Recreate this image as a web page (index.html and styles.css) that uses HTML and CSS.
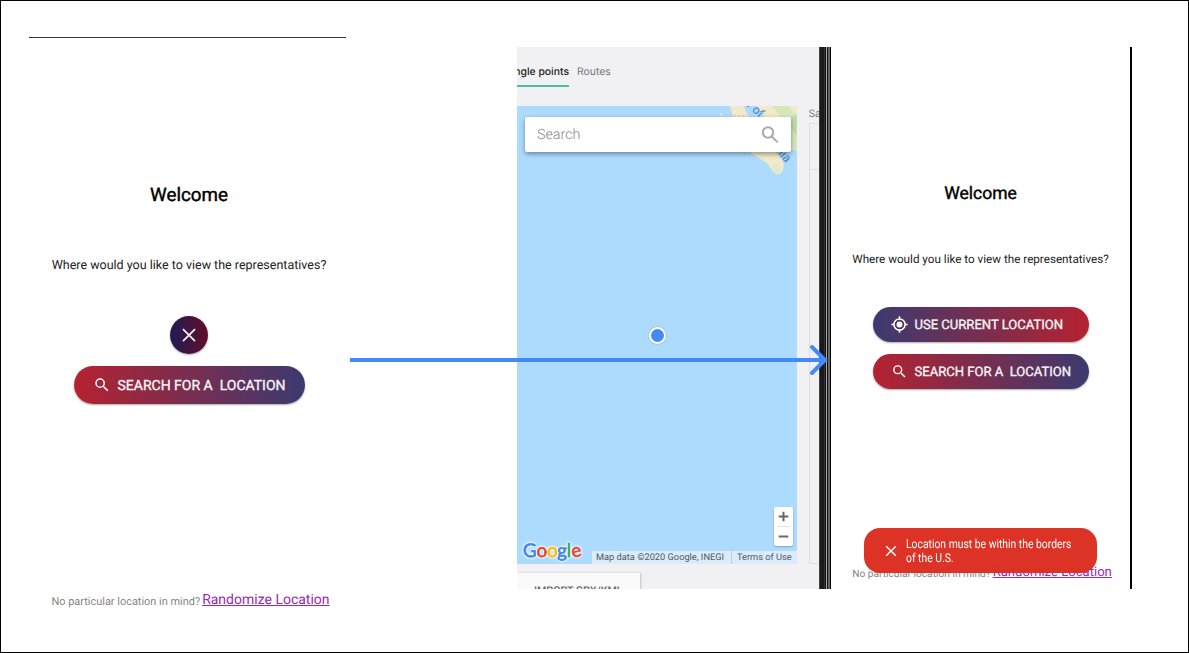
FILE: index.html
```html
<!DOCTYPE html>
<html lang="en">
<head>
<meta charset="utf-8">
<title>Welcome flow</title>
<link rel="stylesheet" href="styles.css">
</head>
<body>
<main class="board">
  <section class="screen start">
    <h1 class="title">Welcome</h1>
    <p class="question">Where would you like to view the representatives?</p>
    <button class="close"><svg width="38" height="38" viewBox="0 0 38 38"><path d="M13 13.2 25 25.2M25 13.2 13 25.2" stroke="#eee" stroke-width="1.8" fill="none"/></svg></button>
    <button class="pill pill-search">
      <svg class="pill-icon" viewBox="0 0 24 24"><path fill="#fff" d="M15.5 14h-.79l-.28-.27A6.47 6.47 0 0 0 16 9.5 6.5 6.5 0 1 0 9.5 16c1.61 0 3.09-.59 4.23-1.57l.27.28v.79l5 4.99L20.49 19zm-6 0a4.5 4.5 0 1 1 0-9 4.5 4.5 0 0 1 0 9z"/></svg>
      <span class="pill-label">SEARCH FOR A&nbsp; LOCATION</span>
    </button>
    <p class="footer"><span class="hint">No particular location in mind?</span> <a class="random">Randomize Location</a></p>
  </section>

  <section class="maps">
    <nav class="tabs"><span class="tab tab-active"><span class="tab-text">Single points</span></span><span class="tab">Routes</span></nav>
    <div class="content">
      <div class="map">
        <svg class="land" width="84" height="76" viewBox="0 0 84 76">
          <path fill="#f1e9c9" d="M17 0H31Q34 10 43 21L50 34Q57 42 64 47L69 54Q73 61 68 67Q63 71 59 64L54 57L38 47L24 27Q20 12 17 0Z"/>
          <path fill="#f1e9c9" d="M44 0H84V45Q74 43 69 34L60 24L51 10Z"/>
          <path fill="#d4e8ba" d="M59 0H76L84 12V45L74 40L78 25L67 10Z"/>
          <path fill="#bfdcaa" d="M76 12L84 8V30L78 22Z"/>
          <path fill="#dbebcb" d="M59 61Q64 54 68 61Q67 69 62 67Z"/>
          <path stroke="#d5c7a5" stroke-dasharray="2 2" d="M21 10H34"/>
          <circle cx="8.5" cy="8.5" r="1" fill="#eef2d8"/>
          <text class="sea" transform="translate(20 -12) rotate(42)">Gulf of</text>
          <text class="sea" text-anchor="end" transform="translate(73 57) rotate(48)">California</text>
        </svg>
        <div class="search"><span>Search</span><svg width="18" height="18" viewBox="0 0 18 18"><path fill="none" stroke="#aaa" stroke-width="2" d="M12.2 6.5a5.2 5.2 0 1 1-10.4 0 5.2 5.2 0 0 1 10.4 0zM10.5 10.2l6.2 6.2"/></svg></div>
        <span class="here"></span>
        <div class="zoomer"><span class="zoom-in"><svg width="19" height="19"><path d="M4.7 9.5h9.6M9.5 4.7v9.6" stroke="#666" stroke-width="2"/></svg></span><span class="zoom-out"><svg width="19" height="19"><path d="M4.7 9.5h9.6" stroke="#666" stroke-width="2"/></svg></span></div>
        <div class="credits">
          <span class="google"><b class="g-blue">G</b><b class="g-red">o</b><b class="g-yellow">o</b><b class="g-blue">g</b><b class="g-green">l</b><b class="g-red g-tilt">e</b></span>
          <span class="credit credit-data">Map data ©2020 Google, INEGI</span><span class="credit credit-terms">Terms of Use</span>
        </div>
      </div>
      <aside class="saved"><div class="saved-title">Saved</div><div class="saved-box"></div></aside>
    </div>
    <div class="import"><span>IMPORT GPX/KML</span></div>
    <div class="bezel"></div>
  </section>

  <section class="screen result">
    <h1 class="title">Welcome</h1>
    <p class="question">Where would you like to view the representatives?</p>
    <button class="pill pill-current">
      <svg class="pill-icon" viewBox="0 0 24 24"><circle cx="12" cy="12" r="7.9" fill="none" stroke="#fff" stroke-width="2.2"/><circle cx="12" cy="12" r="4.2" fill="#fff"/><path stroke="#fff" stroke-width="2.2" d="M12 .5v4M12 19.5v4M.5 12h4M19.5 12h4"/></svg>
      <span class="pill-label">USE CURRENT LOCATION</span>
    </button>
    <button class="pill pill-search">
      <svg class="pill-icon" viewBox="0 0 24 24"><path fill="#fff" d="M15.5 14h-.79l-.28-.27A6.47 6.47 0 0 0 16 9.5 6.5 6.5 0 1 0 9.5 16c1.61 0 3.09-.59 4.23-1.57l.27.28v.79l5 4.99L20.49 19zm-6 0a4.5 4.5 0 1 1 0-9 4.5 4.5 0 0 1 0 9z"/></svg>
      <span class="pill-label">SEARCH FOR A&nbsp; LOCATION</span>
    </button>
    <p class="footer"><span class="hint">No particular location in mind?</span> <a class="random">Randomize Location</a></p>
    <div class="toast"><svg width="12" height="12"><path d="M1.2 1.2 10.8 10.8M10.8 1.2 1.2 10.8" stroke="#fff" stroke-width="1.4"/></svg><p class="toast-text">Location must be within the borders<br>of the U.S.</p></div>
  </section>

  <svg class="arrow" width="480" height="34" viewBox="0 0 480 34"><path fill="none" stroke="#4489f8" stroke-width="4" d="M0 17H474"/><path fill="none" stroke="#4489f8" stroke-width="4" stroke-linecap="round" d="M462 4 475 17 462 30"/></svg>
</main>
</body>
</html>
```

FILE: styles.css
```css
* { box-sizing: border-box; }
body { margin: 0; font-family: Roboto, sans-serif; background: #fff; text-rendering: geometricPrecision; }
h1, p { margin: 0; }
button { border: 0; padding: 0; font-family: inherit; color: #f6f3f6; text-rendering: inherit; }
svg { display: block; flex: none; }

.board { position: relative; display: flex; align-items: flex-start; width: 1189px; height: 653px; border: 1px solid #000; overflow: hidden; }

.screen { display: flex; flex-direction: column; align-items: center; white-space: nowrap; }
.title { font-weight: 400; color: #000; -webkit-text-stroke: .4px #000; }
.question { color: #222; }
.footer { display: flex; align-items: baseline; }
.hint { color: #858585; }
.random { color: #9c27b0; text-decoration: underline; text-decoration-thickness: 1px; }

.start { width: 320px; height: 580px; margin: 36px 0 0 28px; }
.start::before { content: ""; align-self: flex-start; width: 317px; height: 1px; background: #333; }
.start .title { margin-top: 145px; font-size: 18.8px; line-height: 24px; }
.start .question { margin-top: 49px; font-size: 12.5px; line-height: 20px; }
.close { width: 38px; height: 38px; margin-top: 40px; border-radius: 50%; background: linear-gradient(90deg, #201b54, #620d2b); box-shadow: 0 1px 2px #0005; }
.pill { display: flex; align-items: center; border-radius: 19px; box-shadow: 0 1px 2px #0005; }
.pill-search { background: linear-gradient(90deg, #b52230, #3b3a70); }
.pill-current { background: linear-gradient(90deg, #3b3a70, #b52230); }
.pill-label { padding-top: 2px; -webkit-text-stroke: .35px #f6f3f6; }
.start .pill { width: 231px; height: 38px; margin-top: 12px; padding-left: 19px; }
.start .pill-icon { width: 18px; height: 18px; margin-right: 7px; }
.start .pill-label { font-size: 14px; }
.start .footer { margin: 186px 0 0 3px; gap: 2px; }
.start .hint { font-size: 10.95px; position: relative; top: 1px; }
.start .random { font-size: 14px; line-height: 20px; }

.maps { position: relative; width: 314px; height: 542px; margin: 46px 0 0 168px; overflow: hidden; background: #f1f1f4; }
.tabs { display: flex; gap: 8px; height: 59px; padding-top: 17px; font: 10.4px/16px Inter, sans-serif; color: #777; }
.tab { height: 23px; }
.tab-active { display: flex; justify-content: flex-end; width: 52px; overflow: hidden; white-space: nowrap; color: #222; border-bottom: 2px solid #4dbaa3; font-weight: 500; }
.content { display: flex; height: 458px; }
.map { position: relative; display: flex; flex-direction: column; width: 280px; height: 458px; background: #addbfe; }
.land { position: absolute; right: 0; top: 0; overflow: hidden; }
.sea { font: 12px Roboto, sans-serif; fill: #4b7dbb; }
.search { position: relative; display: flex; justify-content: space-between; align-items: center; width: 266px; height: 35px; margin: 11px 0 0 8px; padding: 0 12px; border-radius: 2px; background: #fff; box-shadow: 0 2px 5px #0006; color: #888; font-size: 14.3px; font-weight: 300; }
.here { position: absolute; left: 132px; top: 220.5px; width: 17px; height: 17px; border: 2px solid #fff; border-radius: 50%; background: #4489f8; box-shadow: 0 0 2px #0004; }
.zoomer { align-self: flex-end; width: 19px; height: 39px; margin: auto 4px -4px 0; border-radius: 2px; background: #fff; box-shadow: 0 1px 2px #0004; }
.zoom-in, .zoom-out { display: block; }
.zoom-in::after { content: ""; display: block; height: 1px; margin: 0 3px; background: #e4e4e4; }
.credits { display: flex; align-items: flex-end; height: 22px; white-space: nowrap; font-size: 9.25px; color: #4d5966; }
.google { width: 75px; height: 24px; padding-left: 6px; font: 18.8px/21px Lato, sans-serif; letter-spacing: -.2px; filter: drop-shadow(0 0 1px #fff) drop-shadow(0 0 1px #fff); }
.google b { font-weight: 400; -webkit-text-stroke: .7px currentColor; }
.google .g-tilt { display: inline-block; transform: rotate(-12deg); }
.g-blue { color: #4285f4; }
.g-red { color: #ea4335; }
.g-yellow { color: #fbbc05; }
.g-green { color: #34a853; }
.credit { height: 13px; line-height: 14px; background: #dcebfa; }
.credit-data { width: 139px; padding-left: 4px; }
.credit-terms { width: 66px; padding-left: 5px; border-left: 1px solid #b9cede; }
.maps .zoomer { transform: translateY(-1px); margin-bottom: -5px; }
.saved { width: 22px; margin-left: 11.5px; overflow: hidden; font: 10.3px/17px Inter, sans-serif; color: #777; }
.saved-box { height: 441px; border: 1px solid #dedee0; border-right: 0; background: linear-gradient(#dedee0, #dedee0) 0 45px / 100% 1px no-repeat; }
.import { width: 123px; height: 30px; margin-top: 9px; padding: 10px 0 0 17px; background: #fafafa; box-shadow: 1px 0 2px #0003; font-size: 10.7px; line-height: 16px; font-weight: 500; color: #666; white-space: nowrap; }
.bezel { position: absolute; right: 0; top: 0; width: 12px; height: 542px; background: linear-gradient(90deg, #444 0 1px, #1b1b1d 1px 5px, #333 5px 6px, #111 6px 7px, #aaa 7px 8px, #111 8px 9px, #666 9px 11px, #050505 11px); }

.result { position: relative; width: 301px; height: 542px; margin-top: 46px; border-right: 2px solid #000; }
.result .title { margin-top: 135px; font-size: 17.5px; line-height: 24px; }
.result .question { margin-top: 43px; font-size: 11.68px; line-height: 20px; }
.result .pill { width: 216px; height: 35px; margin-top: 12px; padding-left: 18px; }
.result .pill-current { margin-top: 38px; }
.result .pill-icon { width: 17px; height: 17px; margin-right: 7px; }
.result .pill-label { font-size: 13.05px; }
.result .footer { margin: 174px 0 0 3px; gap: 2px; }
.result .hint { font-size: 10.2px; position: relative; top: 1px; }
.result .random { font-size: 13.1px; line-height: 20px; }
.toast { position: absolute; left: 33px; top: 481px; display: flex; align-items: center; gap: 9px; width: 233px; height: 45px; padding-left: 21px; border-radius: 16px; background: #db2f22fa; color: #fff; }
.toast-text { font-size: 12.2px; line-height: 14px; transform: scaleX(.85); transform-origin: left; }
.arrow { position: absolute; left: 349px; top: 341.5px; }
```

WORK REQUIRED
Copy out the lines that hold "styles".

FULL OUTPUT
Recreate this image as a web page (index.html and styles.css) that uses HTML and CSS.
<link rel="stylesheet" href="styles.css">
FILE: styles.css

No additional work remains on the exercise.